# Effusion of particles from one box to another - pressure calculation

• unscientific
I think the answer you get is justN_{left} = \frac{N_0}{2} \left( 1 - e^{-\frac{A\langle v \rangle}{V} t} \right) orP_{left} = \frac{P_0}{2} \left( 1 - e^{-\frac{A\langle v \rangle}{V} t} \right) I was thinking the "2" came from the fact that there are two halves. But it's not quite that simple. It's a factor of 2 because the pressure times the volume is proportional to the number of molecules. So if the number of molecules in one half
unscientific

## Homework Statement

Suppose we have a container divided into equal halves. Right half is fixed at temperature ##T##, volume ##V_2##.

Initially it has pressure ##P_0##, a hole of area ##A## is opened between them.

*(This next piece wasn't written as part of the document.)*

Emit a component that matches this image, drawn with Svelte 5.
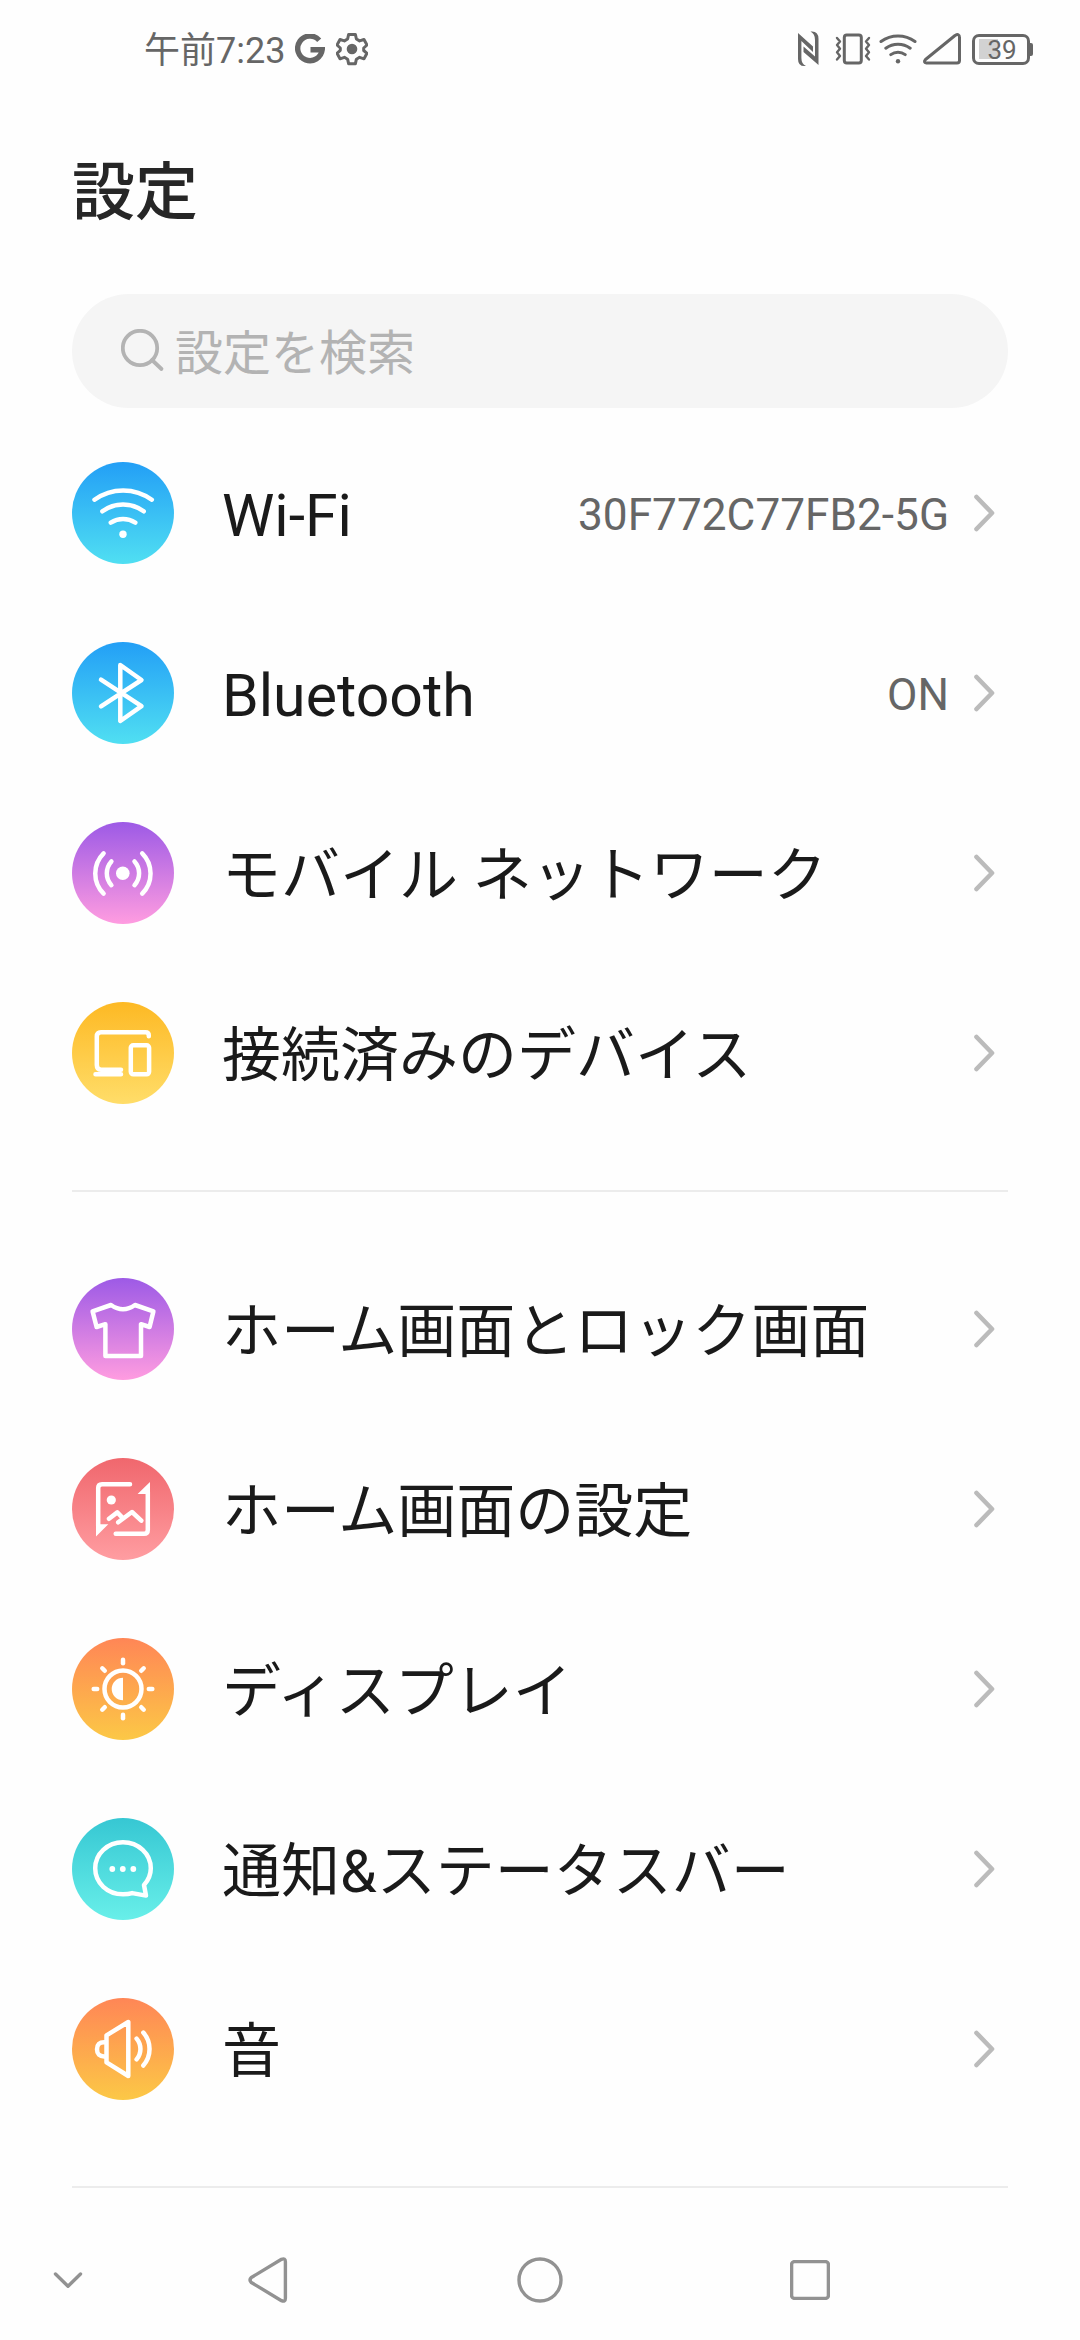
<script>
  const groups = [
    [
      { icon: 'wifi', tone: 'blue', label: 'Wi-Fi', value: '30F772C77FB2-5G' },
      { icon: 'bluetooth', tone: 'blue', label: 'Bluetooth', value: 'ON' },
      { icon: 'mobile', tone: 'purple', label: 'モバイル ネットワーク' },
      { icon: 'devices', tone: 'yellow', label: '接続済みのデバイス' }
    ],
    [
      { icon: 'shirt', tone: 'purple', label: 'ホーム画面とロック画面' },
      { icon: 'picture', tone: 'red', label: 'ホーム画面の設定' },
      { icon: 'sun', tone: 'orange', label: 'ディスプレイ' },
      { icon: 'chat', tone: 'teal', label: '通知&ステータスバー' },
      { icon: 'speaker', tone: 'orange', label: '音' }
    ]
  ];
  const rays = [0, 45, 90, 135, 180, 225, 270, 315];
</script>

{#snippet glyph(name)}
  <svg class="glyph" viewBox="0 0 102 102">
    {#if name === 'wifi'}
      <path d="M22.5 37.7A48.7 48.7 0 0 1 79.8 37.7M30.4 49.3A35 35 0 0 1 71.7 49.3M38.8 60.6A23 23 0 0 1 63.3 60.6" />
      <circle class="solid" cx="51" cy="72.3" r="3.7" />
    {:else if name === 'bluetooth'}
      <path d="M29 37.7L69.5 64.2L48.3 79V23L69.5 38L29 64.3" />
    {:else if name === 'mobile'}
      <circle class="solid" cx="50.8" cy="51.3" r="6.8" />
      <path d="M39.4 39.4A17.7 17.7 0 0 0 39.4 63.2M62.5 39.4A17.7 17.7 0 0 1 62.5 63.2M31.6 31.3A28.5 28.5 0 0 0 31.6 71.6M70.2 31.3A28.5 28.5 0 0 1 70.2 71.6" />
    {:else if name === 'devices'}
      <path d="M76.8 34.3V33.5Q76.8 30.2 73.5 30.2H29Q24.8 30.2 24.8 34.5V63Q24.8 67.6 29 67.8H49M23.5 72.3H49" />
      <rect x="58.8" y="43.3" width="18.3" height="29" rx="2.5" />
    {:else if name === 'shirt'}
      <path d="M20.6 33.4L39 27Q51 35.5 63 27L81.4 33.4L77.6 49L69 46.2V78H33.4V46.2L24.6 49Z" />
    {:else if name === 'picture'}
      <path d="M58 26.2H30Q26.2 26.2 26.2 30V68M75.8 34V72Q75.8 75.8 72 75.8H43.7M37 60.8L45.3 54.4L49.4 58.6M46.2 64.3L60 54L69.3 62.6" />
      <path class="solid" d="M24 66.3H36.3L24 78.5ZM78 24V36H65.6Z" />
      <circle class="solid" cx="39.3" cy="42" r="4.6" />
    {:else if name === 'sun'}
      <circle cx="51" cy="51" r="18.5" />
      <path class="solid" d="M51 39.7A11.3 11.3 0 0 0 51 62.3Z" />
      {#each rays as a}
        <path d="M51 21.7V25.2" transform="rotate({a} 51 51)" />
      {/each}
    {:else if name === 'chat'}
      <path d="M60.2 75.1C57.3 76 54.2 76.3 51 76.3C35.5 76.3 23.2 65 23.2 50.3C23.2 35.8 35.5 24.2 51 24.2S78.8 35.8 78.8 50.3C78.8 56.8 76.2 62.5 72 67L74 77.6Z" />
      <circle class="solid" cx="40.3" cy="51" r="2.9" />
      <circle class="solid" cx="50.8" cy="51" r="2.9" />
      <circle class="solid" cx="61.3" cy="51" r="2.9" />
    {:else}
      <path d="M56.3 24V78L34.5 64.4V37.3ZM32.5 44.2Q25 44 25 51.3Q25 58.6 32.5 58.4M64.6 40.6A16 16 0 0 1 64.6 61.4M71.3 34.6A24.8 24.8 0 0 1 71.3 67.5" />
    {/if}
  </svg>
{/snippet}

<div class="screen">
  <header class="status">
    <span class="time">午前7:23</span>
    <svg class="google" viewBox="0 0 30 30">
      <path d="M24.2 6.2A12.3 12.3 0 1 0 27.2 15.8H15.5" />
    </svg>
    <svg class="gear" viewBox="0 0 32 34">
      <path d="M12.6 2.5H19.4L20.4 7L23.6 8.9L28 7.5L31 13L27.7 16V18.5L31 21.3L28 26.8L23.6 25.3L20.4 27.2L19.4 31.7H12.6L11.6 27.2L8.4 25.3L4 26.8L1 21.3L4.3 18.3V16L1 13L4 7.5L8.4 8.9L11.6 7Z" />
      <circle cx="16" cy="17" r="5.3" />
    </svg>
    <div class="tray">
      <svg class="nfc" viewBox="0 0 22 36">
        <path class="fill" d="M0 2L15 15.5V21L3.4 10V27Q3.4 33 8 35Q0 36 0 28ZM20.5 34L5.5 21V15.5L17 25.5V9Q17 3 12.5 .6Q20.5 -.4 20.5 8Z" />
      </svg>
      <svg class="vibrate" viewBox="0 0 36 34">
        <rect x="9.3" y="3" width="17" height="28" rx="2.5" />
        <path class="thin" d="M2 6L5 9.5L2 13L5 16.8L2 20.3L5 24L2 27.5M34 6L31 9.5L34 13L31 16.8L34 20.3L31 24L34 27.5" />
      </svg>
      <svg class="signal-wifi" viewBox="0 0 38 34">
        <path d="M2 9.5A29 29 0 0 1 36 9.5M6.8 16.2A20.5 20.5 0 0 1 31.2 16.2M11.8 22.6A12 12 0 0 1 26.2 22.6" />
        <circle class="fill" cx="19" cy="29.3" r="2.2" />
      </svg>
      <svg class="cell" viewBox="0 0 40 34">
        <path d="M3.5 27.5L33 3.5Q37.5 1 37.5 5.5V28.5Q37.5 31 35 31H4.5Q1 30.5 3.5 27.5Z" />
      </svg>
      <div class="battery"><span>39</span></div>
    </div>
  </header>

  <h1>設定</h1>

  <div class="search">
    <svg viewBox="0 0 44 44">
      <circle cx="19" cy="19" r="17.2" />
      <path d="M31 31L40.5 40" />
    </svg>
    <span>設定を検索</span>
  </div>

  <main>
    {#each groups as group}
      <section>
        {#each group as item}
          <div class="row">
            <div class="badge {item.tone}">{@render glyph(item.icon)}</div>
            <span class="label">{item.label}</span>
            {#if item.value}<span class="value">{item.value}</span>{/if}
            <svg class="chevron" viewBox="0 0 22 38">
              <path d="M3.5 3L19 19L3.5 35" />
            </svg>
          </div>
        {/each}
      </section>
    {/each}
  </main>

  <nav>
    <svg class="hide" viewBox="0 0 30 18"><path d="M2.5 3L15 15.2L27.5 3" /></svg>
    <svg class="back" viewBox="0 0 40 48"><path d="M3.3 21.5L33.5 3.3Q37.4 1.8 37.4 5.8V42.2Q37.4 46.2 33.5 44.7L3.3 26.5Q.8 24 3.3 21.5Z" /></svg>
    <svg class="home" viewBox="0 0 46 46"><circle cx="23" cy="23" r="21" /></svg>
    <svg class="recent" viewBox="0 0 40 40"><rect x="1.6" y="1.6" width="36.8" height="36.8" rx="3" /></svg>
  </nav>
</div>

<style>
  :global(body) {
    background: #fefefe;
  }
  .screen {
    width: 1080px;
    height: 2340px;
    display: flex;
    flex-direction: column;
    overflow: hidden;
    background: #fefefe;
    color: #1a1a1a;
    font-family: Roboto, 'Noto Sans CJK JP', sans-serif;
  }
  svg {
    display: block;
    flex: none;
    fill: none;
    stroke-linecap: round;
    stroke-linejoin: round;
  }
  .status {
    flex: none;
    height: 98px;
    padding: 0 46px 0 144px;
    display: flex;
    align-items: center;
    color: #666;
    font-size: 36px;
  }
  .status svg {
    stroke: #666;
    stroke-width: 3;
  }
  .status .fill {
    fill: #666;
    stroke: none;
  }
  .time {
    width: 151px;
    padding-top: 4px;
    line-height: 50px;
    white-space: nowrap;
  }
  .status .google {
    width: 30px;
    height: 30px;
    stroke-width: 5.4;
    stroke-linecap: butt;
    stroke-linejoin: miter;
  }
  .gear {
    width: 32px;
    height: 34px;
    margin-left: 11px;
  }
  .gear circle {
    fill: #666;
    stroke: none;
  }
  .tray {
    margin-left: auto;
    display: flex;
    align-items: center;
  }
  .nfc {
    width: 22px;
    height: 36px;
    margin-right: 15px;
  }
  .vibrate {
    width: 36px;
    height: 34px;
    margin-right: 8px;
  }
  .vibrate .thin {
    stroke-width: 2.4;
  }
  .signal-wifi {
    width: 38px;
    height: 34px;
    margin-right: 5px;
  }
  .cell {
    width: 40px;
    height: 34px;
    margin-right: 10px;
  }
  .battery {
    position: relative;
    box-sizing: border-box;
    width: 58px;
    height: 31px;
    margin-right: 4px;
    padding: 2px 0 0 2px;
    border: 3px solid #666;
    border-radius: 7px;
    display: flex;
    align-items: center;
    justify-content: center;
    background: linear-gradient(#d2d2d2, #d2d2d2) 4px center / 19px 20px no-repeat;
    font-size: 26px;
    line-height: 26px;
  }
  .battery::after {
    content: '';
    position: absolute;
    right: -6px;
    top: 6px;
    width: 4px;
    height: 13px;
    background: #666;
    border-radius: 0 2px 2px 0;
  }
  h1 {
    box-sizing: border-box;
    flex: none;
    margin: 0;
    padding: 50px 72px 0;
    height: 196px;
    font-size: 63px;
    line-height: 90px;
    font-weight: 500;
    color: #262626;
  }
  .search {
    flex: none;
    height: 114px;
    margin: 0 72px 15px;
    padding-left: 49px;
    border-radius: 57px;
    background: #f5f5f5;
    display: flex;
    align-items: center;
    gap: 10px;
    color: #b3b3b3;
    font-size: 48px;
  }
  .search span {
    padding-bottom: 5px;
  }
  .search svg {
    width: 44px;
    height: 44px;
    stroke: #b3b3b3;
    stroke-width: 3.8;
  }
  main {
    flex: 1;
    min-height: 0;
    padding: 0 72px;
  }
  section {
    padding-bottom: 47px;
    border-bottom: 2px solid #ececec;
  }
  section + section {
    padding-top: 47px;
  }
  .row {
    height: 180px;
    display: flex;
    align-items: center;
  }
  .badge {
    flex: none;
    width: 102px;
    height: 102px;
    border-radius: 50%;
  }
  .blue {
    background: linear-gradient(#239ff6, #50dff2);
  }
  .purple {
    background: linear-gradient(#9d5ae6, #ff9ce0);
  }
  .yellow {
    background: linear-gradient(#fdb924, #ffdd69);
  }
  .red {
    background: linear-gradient(#f0676d, #ff9da1);
  }
  .orange {
    background: linear-gradient(#ff8656, #fcc846);
  }
  .teal {
    background: linear-gradient(#36c7d3, #68efe9);
  }
  .glyph {
    width: 102px;
    height: 102px;
    stroke: #fff;
    stroke-width: 4.5;
  }
  .glyph .solid {
    fill: #fff;
    stroke: none;
  }
  .label {
    margin-left: 48px;
    padding-top: 5px;
    font-size: 59px;
    line-height: 88px;
    white-space: nowrap;
  }
  .value {
    margin-left: auto;
    padding-top: 3px;
    color: #666;
    font-size: 44.2px;
    line-height: 66px;
  }
  .chevron {
    width: 22px;
    height: 38px;
    margin: 0 13px 0 auto;
    stroke: #bbb;
    stroke-width: 4.6;
  }
  .value + .chevron {
    margin-left: 24px;
  }
  nav {
    flex: none;
    height: 120px;
    padding-left: 53px;
    display: flex;
    align-items: center;
  }
  nav svg {
    stroke: #929292;
    stroke-width: 3.4;
  }
  .hide {
    width: 30px;
    height: 18px;
  }
  .back {
    width: 40px;
    height: 48px;
    margin-left: 165px;
  }
  .home {
    width: 46px;
    height: 46px;
    margin-left: 229px;
  }
  .recent {
    width: 40px;
    height: 40px;
    margin-left: 227px;
  }
</style>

Part (a): Show that the pressure in the right half is:

$$p = \frac{p_0}{2} \left[ 1 + exp \left(-\langle v \rangle\frac{A}{V}t \right) \right]$$

Part (b): Vessel has total volume ##10^{-4} m^3##, area of ##7.9 \times 10^{-9} m^2##, ##T = 290 K##. Find the time taken for the pressure on the left half to become half that in the right part.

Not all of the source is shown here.